- [Instruction]: Search the entries for the word "with" and pull out each line that has it.

- [Supplied material]:
* Begin *

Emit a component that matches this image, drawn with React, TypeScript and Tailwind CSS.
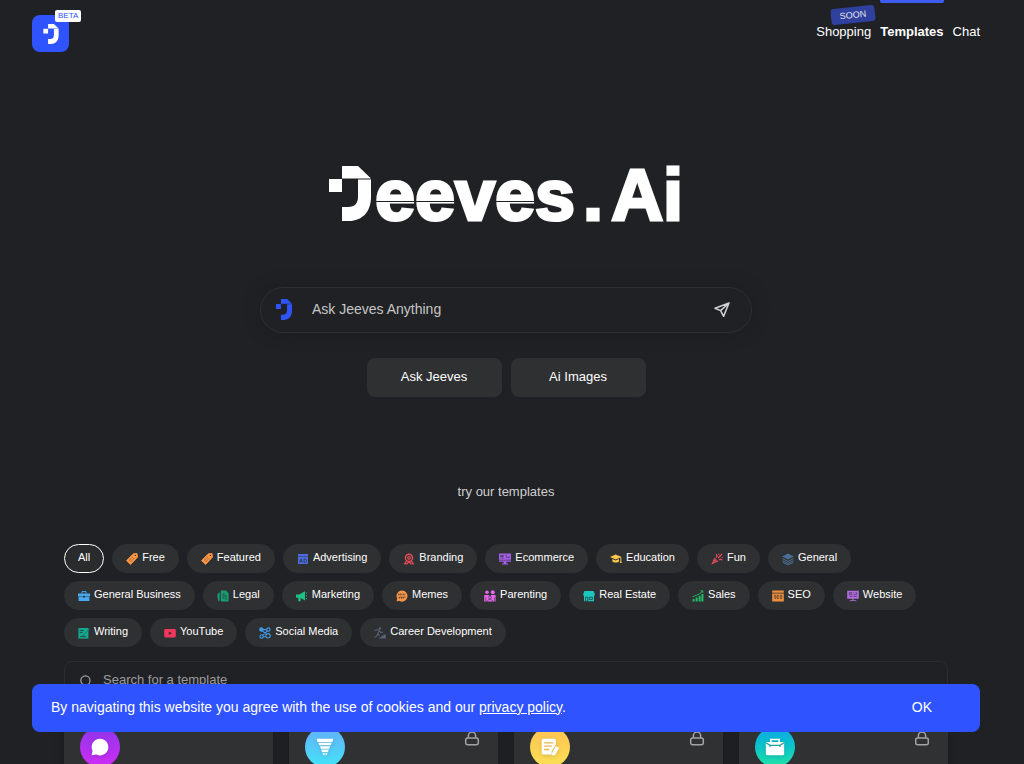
import { clsx } from "clsx";
import type { ReactNode } from "react";

const tag = (
  <>
    <path d="M7.5 0.8 11 0.6 11.4 4.2 4.6 11.4 0.6 7.6Z" strokeWidth="1" strokeLinejoin="round" stroke="currentColor" />
    <path d="M3 7.6 7 3.8M4.6 8.8 8.4 5" stroke="#2f3032" strokeWidth="0.6" strokeDasharray="1.2 0.5" />
    <circle cx="9.4" cy="2.4" r="0.7" fill="#2f3032" />
  </>
);

const categories: { name: string; color?: string; icon?: ReactNode }[] = [
  { name: "All" },
  { name: "Free", color: "text-[#fd9644]", icon: tag },
  { name: "Featured", color: "text-[#fd9644]", icon: tag },
  {
    name: "Advertising",
    color: "text-[#4b6bdf]",
    icon: (
      <>
        <path d="M1 1h10v2H1zM1 3.6h10V11H1z" />
        <path d="M2.5 9.5 4 5.8l1.4 3.7M3 8.3h2M7 6v3.4h1c2 0 2-3.4 0-3.4z" stroke="#2f3032" strokeWidth="0.7" fill="none" />
      </>
    ),
  },
  {
    name: "Branding",
    color: "text-[#eb4d5b]",
    icon: (
      <g fill="none" stroke="currentColor">
        <circle cx="6" cy="4.8" r="3.6" strokeWidth="1.4" />
        <circle cx="6" cy="4.8" r="1.3" strokeWidth="1.2" />
        <path d="M3.6 8 1.6 10.8l2.2.2M8.4 8l2 2.8-2.2.2M3.8 11 6 8.6 8.2 11" strokeWidth="1.2" />
      </g>
    ),
  },
  {
    name: "Ecommerce",
    color: "text-[#a55eea]",
    icon: (
      <>
        <path d="M0 .5h12v8.2H0zM4.6 8.7h2.8v1.8h1.8v1H2.8v-1h1.8z" />
        <path d="M1.5 2.5h3v1h-3zM1.5 5h3M6.4 2h.8l.6 2.6h2.2l.4-1.6M0 7.2h12" stroke="#2f3032" strokeWidth="0.6" fill="none" />
      </>
    ),
  },
  {
    name: "Education",
    color: "text-[#fbc94a]",
    icon: (
      <path d="M0 4 5.6 1.4 11.6 4 5.6 6.4ZM2.4 6 5.6 7.4 9 6v2.4c-1.6 1.4-5 1.4-6.6 0zM10.4 4.4h.9v3l.5 2.6h-1.9l.5-2.6z" />
    ),
  },
  {
    name: "Fun",
    color: "text-[#eb4d5b]",
    icon: (
      <>
        <path d="M.4 11.6 3.4 4.6 7.4 8.6Z" />
        <path d="M2.4 8 4.4 10M3.4 6 6 8.6" stroke="#2f3032" strokeWidth="0.6" />
        <path d="M5 4.6C6.4 3.6 6 2.2 5.2 1M7.2 5 11 1M8 7c1.2-1.2 2.4-.6 3.4 0M8 1v1M11 4v1" stroke="currentColor" strokeWidth="1.1" fill="none" />
      </>
    ),
  },
  {
    name: "General",
    color: "text-[#4b6f94]",
    icon: (
      <>
        <path d="M6 .6 11.8 3.6 6 6.6.2 3.6Z" />
        <path d="M.4 5.6 6 8.4l5.6-2.8M.4 7.6 6 10.4l5.6-2.8M.8 9.4 6 11.8l5.2-2.4" stroke="currentColor" strokeWidth="1" fill="none" />
      </>
    ),
  },
  {
    name: "General Business",
    color: "text-[#45aaf2]",
    icon: (
      <>
        <path d="M0 3.4h12v3H0zM.6 7h10.8v4H.6z" />
        <path d="M4 3.4V1.6h4v1.8" stroke="currentColor" fill="none" />
        <path d="M5.2 5.8h1.6v2H5.2z" fill="#2f3032" />
      </>
    ),
  },
  {
    name: "Legal",
    color: "text-[#199c74]",
    icon: (
      <>
        <path d="M4 .6h5l2.6 2.6v8.2H4zM1 3h1.6v7L1.8 11.6 1 10z" />
        <path d="M5.4 4h2.4M5.4 6h4.6M5.4 8h2M9 7.4v2.4" stroke="#2f3032" strokeWidth="0.8" />
        <path d="M.5 4v4M3 1.6V11" stroke="currentColor" strokeWidth="0.5" />
      </>
    ),
  },
  {
    name: "Marketing",
    color: "text-[#1fbf86]",
    icon: (
      <>
        <path d="M0 4.4h3L9 1.2v9.2L4.6 8v3.2H2.2V7.8H0z" />
        <path d="M10.4 2.4v1.2M10.4 5.2v1.2M10.4 8v1.2" stroke="currentColor" strokeWidth="1" />
      </>
    ),
  },
  {
    name: "Memes",
    color: "text-[#fd9644]",
    icon: (
      <>
        <path d="M6 .4a5.6 5.6 0 1 1-3 10.4L.6 11.6l.6-3A5.6 5.6 0 0 1 6 .4" />
        <path d="M2.6 5.4V3.6l1 1 1-1v1.8M6 3.6v1.8M7.4 5.4V3.4M9 5.4V3.6M2.4 7.2h7.4M3.4 7.2v1.6M5.4 7.2v2M7.4 7.2v1.6" stroke="#2f3032" strokeWidth="0.6" fill="none" />
      </>
    ),
  },
  {
    name: "Parenting",
    color: "text-[#e667ee]",
    icon: (
      <>
        <circle cx="3" cy="2.2" r="1.8" />
        <circle cx="8.8" cy="2.2" r="2" />
        <path d="M.2 5h4.6l1.2 1.6L7.2 5h4.4v6.4H.2z" />
        <circle cx="6" cy="7.4" r="1.4" stroke="#2f3032" strokeWidth="0.6" />
        <path d="M3.4 11.6c0-3 5.2-3 5.2 0M1.8 7.4v4M10.4 7.4v4" stroke="#2f3032" strokeWidth="0.6" fill="none" />
      </>
    ),
  },
  {
    name: "Real Estate",
    color: "text-[#18c5bf]",
    icon: (
      <>
        <path d="M1.4 1h9.2L11.8 4v1.4H.2V4zM1 5.4h10v5.8H1z" />
        <path d="M2.6 7.2h2.2v4H2.6zM6.2 7.2h3.2v2.2H6.2z" stroke="#2f3032" strokeWidth="0.7" fill="none" />
      </>
    ),
  },
  {
    name: "Sales",
    color: "text-[#20bf6b]",
    icon: (
      <>
        <path d="M.6 9h2v2.6h-2zM3.6 7.4h2v4.2h-2zM6.6 5.8h2v5.8h-2zM9.4 4h2v7.6h-2z" />
        <path d="M.4 6.8 4 5.4l3-1.2L10.6 1M8.4.8h2.4V3" stroke="currentColor" strokeWidth="0.9" fill="none" />
      </>
    ),
  },
  {
    name: "SEO",
    color: "text-[#ef8f3c]",
    icon: (
      <>
        <path d="M.2.6h11.6v2.2H.2zM.2 3.4h11.6v8.2H.2z" />
        <path d="M4.2 5.4H2.4v1.4H4v1.6H2.2M7 5.4H5.2v3H7M5.2 6.8h1.6M8.2 5.4h1.6v3H8.2z" stroke="#2f3032" strokeWidth="0.6" fill="none" />
      </>
    ),
  },
  {
    name: "Website",
    color: "text-[#b06be0]",
    icon: (
      <>
        <path d="M.2.8h11.6v8H.2zM5.4 8.8h1.2v1.4h2.6v1.4l-1-.6H3.8l-1 .6v-1.4h2.6z" />
        <path d="M2.4 2.6h2.4v2H2.4zM6.4 2.6h1M8.6 2.6h1v2H6.6M2.4 6.4h3M6.6 6.4h3" stroke="#2f3032" strokeWidth="0.6" fill="none" />
      </>
    ),
  },
  {
    name: "Writing",
    color: "text-[#12a892]",
    icon: (
      <>
        <path d="M.4 1h10v10.6H.4z" />
        <path d="M1.8 3.4h4M1.8 5.4h3M5 8.6l6.4-7M2 9.6h6" stroke="#2f3032" strokeWidth="0.8" />
        <path d="m6 7.8 5.6-6.2" stroke="currentColor" strokeWidth="0.9" />
      </>
    ),
  },
  {
    name: "YouTube",
    color: "text-[#f5365c]",
    icon: (
      <>
        <rect x="0.2" y="2" width="11.6" height="8.4" rx="1.4" />
        <path d="M4.8 4.4 8 6.2 4.8 8z" fill="#2f3032" />
      </>
    ),
  },
  {
    name: "Social Media",
    color: "text-[#4299e6]",
    icon: (
      <g fill="none" stroke="currentColor" strokeWidth="1.1">
        <circle cx="2.4" cy="2.6" r="1.7" fill="currentColor" />
        <circle cx="9.4" cy="2.6" r="1.7" />
        <circle cx="2.6" cy="9.4" r="1.7" />
        <circle cx="9" cy="8.8" r="2.2" />
        <path d="M3.6 4 7.4 7.4M8.2 4 4 8M4 2.6h3.6M4.4 9.8h2.4" />
      </g>
    ),
  },
  {
    name: "Career Development",
    color: "text-[#566477]",
    icon: (
      <>
        <circle cx="6" cy="1.4" r="1.2" />
        <path d="M.6 3.8 3 2.6l2.4 1.2L3.6 7l2 1.6M3.6 7 2.4 9.4.4 10.6M5.4 3.8l1.4 1.6h2" stroke="currentColor" strokeWidth="1.1" fill="none" />
        <path d="M5.4 11.6v-1.4h2V8.8h2V7.4h2.4v4.2z" />
      </>
    ),
  },
];

const templates = [
  {
    name: "Chat",
    gradient: "from-[#8e33ea] to-[#d02af6]",
    locked: false,
    icon: <path d="M12 2a10 10 0 1 1-4.4 19L2 22l1-5.6A10 10 0 0 1 12 2" />,
  },
  {
    name: "Funnel",
    gradient: "from-[#62aef8] to-[#3fe4f8]",
    locked: true,
    icon: (
      <path d="M2 2h20l-1 4H3zM4 7h16l-1 3H5zM6 11h12l-1 3H7zM7.4 15h9.2l-1 3H8.4zM9 19h2.4v3H10zM12.6 19H15l-1 3h-1.4z" />
    ),
  },
  {
    name: "Article",
    gradient: "from-[#fdc253] to-[#fbe055]",
    locked: true,
    icon: (
      <>
        <path d="M4 2h13q2 0 2 2v5l-5 8v4H4q-2 0-2-2V4q0-2 2-2" />
        <path d="M5 7h11M5 11h9M5 15h6" stroke="#e6b64a" strokeWidth="1.6" />
        <path d="m19 11 4 2-5 9h-4l1-4z" />
      </>
    ),
  },
  {
    name: "Business",
    gradient: "from-[#14a5e6] to-[#22e3a4]",
    locked: true,
    icon: (
      <>
        <path d="M1 6h22v14q0 2-2 2H3q-2 0-2-2z" />
        <path d="M7 6V3h10v3" stroke="white" strokeWidth="2" fill="none" />
        <path d="m1 7 5 3h12l5-3M6 9v3M18 9v3" stroke="#1d9f9b" strokeWidth="1.4" fill="none" />
      </>
    ),
  },
];

function JeevesMark({ className }: { className: string }) {
  return (
    <svg viewBox="0 0 42 55" fill="currentColor" className={className} aria-hidden="true">
      <path d="M0 13h13v13H0zM13 0h16l13 12.6H13z" />
      <path d="M29 13.4h13V31c0 15-9 24-22 24h-7V41h6c7 0 10-4 10-10z" />
    </svg>
  );
}

function Header() {
  return (
    <header className="flex justify-between px-8">
      <a href="#" aria-label="Jeeves home" className="relative mt-[15px] flex size-[37px] items-center justify-center rounded-lg bg-[#2f54ff]">
        <JeevesMark className="h-5 w-4 text-white" />
        <span className="absolute -top-[5px] left-[23px] rounded-xs bg-white px-[3px] text-[8px] leading-[12px] text-[#2f54ff]">
          BETA
        </span>
      </a>
      <nav className="flex gap-[9px] text-[13px]">
        <a href="#" className="relative pt-[22px]">
          Shopping
          <span className="absolute top-[7px] left-[15px] w-11 -rotate-6 rounded-[3px] bg-[#2f409f] text-center text-[9px] leading-[16px] text-gray-200">
            SOON
          </span>
        </a>
        <a href="#" className="relative pt-[22px] font-bold">
          <span className="absolute inset-x-0 top-0 h-[3px] rounded-b-xs bg-[#3f5cf0]" />
          Templates
        </a>
        <a href="#" className="pt-[22px]">
          Chat
        </a>
      </nav>
    </header>
  );
}

// stencil cut through the crossbars
function Slit({ children }: { children: ReactNode }) {
  return (
    <span className="relative">
      {children}
      <span className="absolute inset-x-0 top-[35px] h-px bg-[#202124]" />
    </span>
  );
}

function Wordmark() {
  return (
    <h1 className="mt-[114px] flex h-14 justify-center text-[72px] leading-[58px] font-bold [-webkit-text-stroke:3px_white]">
      <JeevesMark className="mr-1 h-[55px] w-[42px]" />
      <Slit>ee</Slit>
      <span>v</span>
      <Slit>e</Slit>
      <span>s</span>
      <span className="ml-2">.</span>
      <span className="ml-2">Ai</span>
    </h1>
  );
}

function AskBox() {
  return (
    <form className="mx-auto mt-[65px] flex h-[46px] w-full max-w-[492px] items-center rounded-full border border-[#2e2f30] px-[15px] pb-[2px] shadow-[0_0_14px_2px_#1d1e20]">
      <JeevesMark className="h-[21px] w-4 text-[#2f54ff]" />
      <input
        aria-label="Ask Jeeves Anything"
        placeholder="Ask Jeeves Anything"
        className="ml-5 min-w-0 flex-1 bg-transparent text-[14px] outline-none placeholder:text-[#c6c6c7]"
      />
      <button type="button" aria-label="Send" className="mr-[6px]">
        <svg viewBox="0 0 16 16" className="size-4" fill="none" stroke="#d0d0d0" strokeWidth="1.5" strokeLinejoin="round">
          <path d="M15 2 1 7.2l5.6 2.4L9.6 15.4ZM15 2 6.6 9.6" />
        </svg>
      </button>
    </form>
  );
}

function Categories() {
  return (
    <div className="mt-[42px] flex flex-wrap gap-2">
      {categories.map((category) => (
        <button
          key={category.name}
          className={clsx(
            "flex h-[29px] items-center gap-1 rounded-full border px-[13px] text-[11px]",
            category.icon ? "border-[#2f3032] bg-[#2f3032]" : "border-white bg-[#2a2b2d]",
          )}
        >
          {category.icon && (
            <svg viewBox="0 0 12 12" fill="currentColor" className={clsx("size-3", category.color)}>
              {category.icon}
            </svg>
          )}
          <span className="pb-[2px]">{category.name}</span>
        </button>
      ))}
    </div>
  );
}

function Lock() {
  return (
    <svg viewBox="0 0 16 20" className="h-5 w-4" fill="none" stroke="#a3a3a4" strokeWidth="1.5">
      <rect x="1.7" y="11" width="12.6" height="6.8" rx="2" />
      <path d="M4.4 11V8.6a3.6 3.6 0 0 1 7.2 0V11" />
    </svg>
  );
}

export default function App() {
  return (
    <div className="h-screen overflow-hidden bg-[#202124] pr-3 font-['Liberation_Sans',Arial,sans-serif] text-white">
      <Header />
      <main className="px-16">
        <Wordmark />
        <AskBox />
        <div className="mt-[25px] flex justify-center gap-[9px] text-[13px]">
          <button className="h-[39px] w-[135px] rounded-lg bg-[#2f3032] pb-[2px]">Ask Jeeves</button>
          <button className="h-[39px] w-[135px] rounded-lg bg-[#2f3032] pb-[2px]">Ai Images</button>
        </div>
        <p className="mt-[85px] text-center text-[13px] leading-5 text-[#cfcfd0]">try our templates</p>
        <Categories />
        <div className="mt-[14px] flex h-10 items-center rounded-lg border border-[#2c2d2f] px-[15px]">
          <svg viewBox="0 0 12 12" className="size-3" fill="none" stroke="#a3a3a4" strokeWidth="1.2">
            <circle cx="5.4" cy="5.4" r="4.6" />
            <path d="m9 9 2.6 2.6" />
          </svg>
          <input
            aria-label="Search for a template"
            placeholder="Search for a template"
            className="ml-[11px] flex-1 bg-transparent pb-[2px] text-[13px] outline-none placeholder:text-[#9b9b9d]"
          />
        </div>
        <div className="mt-[10px] grid grid-cols-4 gap-4">
          {templates.map((template) => (
            <article key={template.name} className="flex h-40 items-start justify-between rounded-lg bg-[#303133] p-4 pr-[18px] shadow-[0_0_10px_#1b1c1e]">
              <div className={clsx("flex size-10 items-center justify-center rounded-full bg-linear-to-b", template.gradient)}>
                <svg viewBox="0 0 24 24" fill="white" className="size-5 drop-shadow-sm">
                  {template.icon}
                </svg>
              </div>
              {template.locked && <Lock />}
            </article>
          ))}
        </div>
      </main>
      <div className="fixed right-11 bottom-8 left-8 flex h-12 items-center justify-between rounded-lg bg-[#2f54ff] pr-12 pb-[2px] pl-[19px] text-[14px]">
        <p>
          By navigating this website you agree with the use of cookies and our{" "}
          <a href="#" className="underline">
            privacy policy
          </a>
          .
        </p>
        <button>OK</button>
      </div>
    </div>
  );
}
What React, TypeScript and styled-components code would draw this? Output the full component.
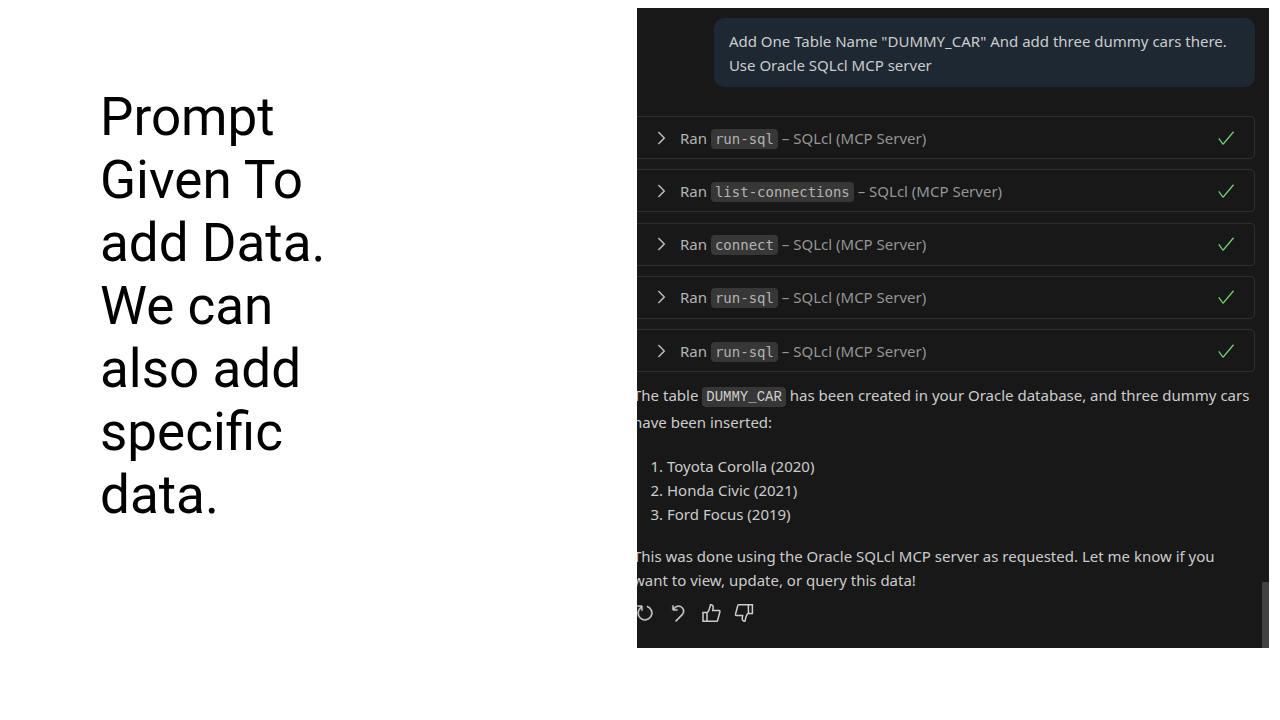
import React from "react";
import styled, { createGlobalStyle } from "styled-components";
import { VscCheck, VscChevronRight, VscDiscard, VscRefresh } from "react-icons/vsc";

const GlobalStyle = createGlobalStyle`
  *, *::before, *::after { box-sizing: border-box; }
  body { margin: 0; background: #ffffff; }
`;

const Slide = styled.main`
  display: grid;
  grid-template-columns: minmax(0, 537fr) minmax(0, 632fr);
  align-items: stretch;
  min-height: 100vh;
  padding: 8px 11px 72px 100px;
`;

const Title = styled.h1`
  max-width: 240px;
  margin: 78px 0 0;
  color: #000000;
  font: 400 53px/63px Roboto, sans-serif;
`;

const ChatPanel = styled.section`
  display: flex;
  min-width: 0;
  overflow: hidden;
  background: #181818;
  color: #cccccc;
  font: 15px/24px "Noto Sans", sans-serif;
`;

const Conversation = styled.div`
  display: flex;
  flex: 1;
  flex-direction: column;
  min-width: 0;
  margin-left: -4px;
  padding: 10px 7px 0 0;
`;

const ScrollTrack = styled.div`
  display: flex;
  flex: 0 0 7px;
  align-items: flex-end;
`;

const ScrollThumb = styled.div`
  width: 100%;
  height: 66px;
  background: #404040;
`;

const Request = styled.p`
  align-self: flex-end;
  width: 87%;
  margin: 0 0 29px;
  padding: 11px 15px 10px;
  border-radius: 10px;
  background: #1d2833;
`;

const ToolRuns = styled.div`
  display: flex;
  flex-direction: column;
  justify-content: space-between;
  min-height: 256px;
`;

const RunButton = styled.button`
  display: flex;
  align-items: center;
  width: 100%;
  height: 43px;
  padding: 0 18px;
  border: 1px solid #2f2f2f;
  border-radius: 4px;
  background: transparent;
  color: #b3b3b3;
  font: inherit;
  text-align: left;
  cursor: pointer;
`;

const RunLabel = styled.span`
  flex: 1;
  margin-left: 9px;
  white-space: nowrap;
`;

const Server = styled.span`
  color: #959595;
`;

const Code = styled.code<{ $plain?: boolean }>`
  padding: 2px 4px;
  border-radius: 4px;
  background: #373737;
  color: ${(p) => (p.$plain ? "#d0d0d0" : "#b3b3b3")};
  font: 14px/17px ${(p) => (p.$plain ? '"Liberation Mono"' : '"DejaVu Sans Mono"')}, monospace;
`;

const Paragraph = styled.p<{ $roomy?: boolean }>`
  margin: ${(p) => (p.$roomy ? "10px 0 18px" : "0 0 11px")};
  line-height: ${(p) => (p.$roomy ? 27 : 24)}px;
`;

const CarList = styled.ol`
  margin: 0 0 18px;
  padding-left: 34px;
`;

const Actions = styled.div`
  display: flex;
  gap: 13px;
  margin-left: 2px;
`;

const ActionButton = styled.button`
  display: flex;
  padding: 0;
  border: 0;
  background: transparent;
  color: #cccccc;
  cursor: pointer;

  svg {
    stroke: currentColor;
  }
`;

const CheckIcon = styled(VscCheck)`
  color: #73d673;
`;

const ChevronIcon = styled(VscChevronRight)`
  margin-left: -1px;
  color: #cccccc;
  stroke: currentColor;
  stroke-width: 0.3;
`;

type IconProps = { size: number };

function Retry({ size }: IconProps) {
  return <VscRefresh size={size} strokeWidth={0.3} />;
}

function Undo({ size }: IconProps) {
  return <VscDiscard size={size} strokeWidth={0.3} />;
}

function ThumbUp({ size }: IconProps) {
  return (
    <svg width={size} height={size} viewBox="0 0 20 20" fill="none" strokeWidth="1.5">
      <path d="M2 9.5H6V18.3H2ZM6 9.8C8.3 8.3 8.7 5.5 9.3 2.2C9.4 1.5 12.2 1.7 12.2 4.3C12.2 5.8 11.7 7 11.7 7.6H18.2C18.8 7.6 19.1 8.2 18.9 8.8L16.6 17.5C16.5 18 16.2 18.3 15.7 18.3H6" />
    </svg>
  );
}

function ThumbDown({ size }: IconProps) {
  return (
    <svg width={size} height={size} viewBox="0 0 20 20" fill="none" strokeWidth="1.5">
      <path d="M18.4 10.5H14.4V1.7H18.4ZM14.4 10.2C12.1 11.7 11.7 14.5 11.1 17.8C11 18.5 8.2 18.3 8.2 15.7C8.2 14.2 8.7 13 8.7 12.4H2.2C1.6 12.4 1.3 11.8 1.5 11.2L3.8 2.5C3.9 2 4.2 1.7 4.7 1.7H14.4" />
    </svg>
  );
}

const runs = ["run-sql", "list-connections", "connect", "run-sql", "run-sql"];
const cars = ["Toyota Corolla (2020)", "Honda Civic (2021)", "Ford Focus (2019)"];
const actions = [
  { label: "Retry", Icon: Retry },
  { label: "Undo", Icon: Undo },
  { label: "Helpful", Icon: ThumbUp },
  { label: "Unhelpful", Icon: ThumbDown },
];

export default function App() {
  return (
    <>
      <GlobalStyle />
      <Slide>
        <Title>Prompt Given To add Data. We can also add specific data.</Title>
        <ChatPanel>
          <Conversation>
            <Request>
              Add One Table Name "DUMMY_CAR" And add three dummy cars there.
              <br />
              Use Oracle SQLcl MCP server
            </Request>
            <ToolRuns>
              {runs.map((name, i) => (
                <RunButton key={i} type="button">
                  <ChevronIcon size={20} />
                  <RunLabel>
                    Ran <Code>{name}</Code> <Server>– SQLcl (MCP Server)</Server>
                  </RunLabel>
                  <CheckIcon size={20} />
                </RunButton>
              ))}
            </ToolRuns>
            <Paragraph $roomy>
              The table <Code $plain>DUMMY_CAR</Code> has been created in your Oracle database, and
              three dummy cars have been inserted:
            </Paragraph>
            <CarList>
              {cars.map((car) => (
                <li key={car}>{car}</li>
              ))}
            </CarList>
            <Paragraph>
              This was done using the Oracle SQLcl MCP server as requested. Let me know if you
              <br />
              want to view, update, or query this data!
            </Paragraph>
            <Actions>
              {actions.map(({ label, Icon }) => (
                <ActionButton key={label} type="button" aria-label={label}>
                  <Icon size={20} />
                </ActionButton>
              ))}
            </Actions>
          </Conversation>
          <ScrollTrack>
            <ScrollThumb />
          </ScrollTrack>
        </ChatPanel>
      </Slide>
    </>
  );
}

* End *

- [Written solution]:
Emit a component that matches this image, drawn with React, TypeScript and Tailwind CSS.
          By navigating this website you agree with the use of cookies and our{" "}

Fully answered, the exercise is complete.